Automatic differentiation (AD) is a compiling technique for transforming
numerical simulation programs into code for computing derivatives.
We begin this talk with a brief introduction to AD.

In large-scale nonlinear optimization problems, the ``adjoint'' mode of AD is
of particular interest, since they enable derivatives to be computed at a
computational cost that is a small constant multiple of the cost of running the
original program. The robust generation of efficient adjoint code is one of the
big challenges in computational science and engineering. The main issue to be
addressed is the reversal of the program flow (control and data). All
intermediate values need to be recovered in reverse order.

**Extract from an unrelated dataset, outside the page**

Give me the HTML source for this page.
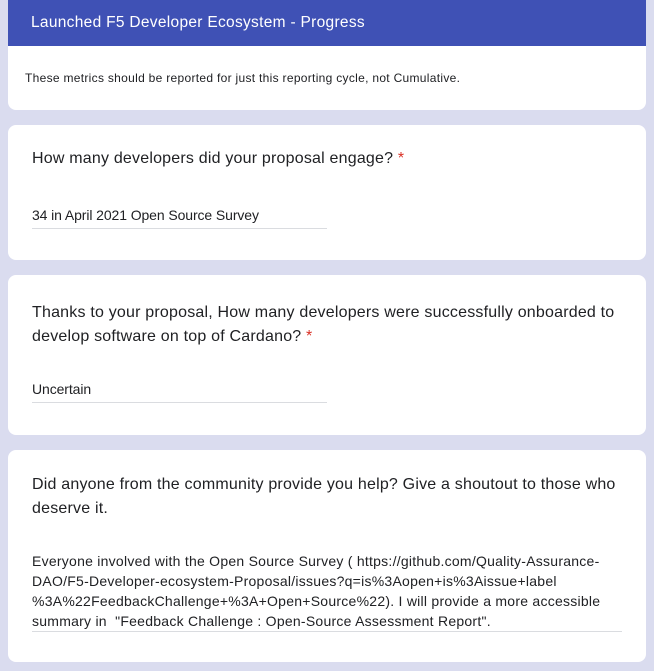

Storing them on a stack is not an option for large-scale simulation. Repeated
recomputation as a function of the program's inputs yields quadratic growth of
the computational complexity. Checkpointing schemes have been developed as
trade-offs between storage and recomputation. The combinatorial problem is to
place checkpoints such that the overall computational cost of an evaluation of
the adjoint code is minimized. We propose a proof for this problem being
intractable (NP-complete) and comment on approaches to its approximate
solution.

Short Bio:

Professor Uwe Naumann is an associate professor of computer science at the
RWTH Aachen University, Germany. He received his PhD. in Discrete
Mathematics from Technical University Dresden, Germany in 1999. He has held
earlier appointments at INRIA, Sophia-Antipolis, France, the University of
Hertfordshire, U.K., and Argonne National Laboratory. He is one of the
chief architects of the OpenAD software for automatic differentiation. His
research interests are in combinatorial scientific computing, programming
languages, compilers and software engineering.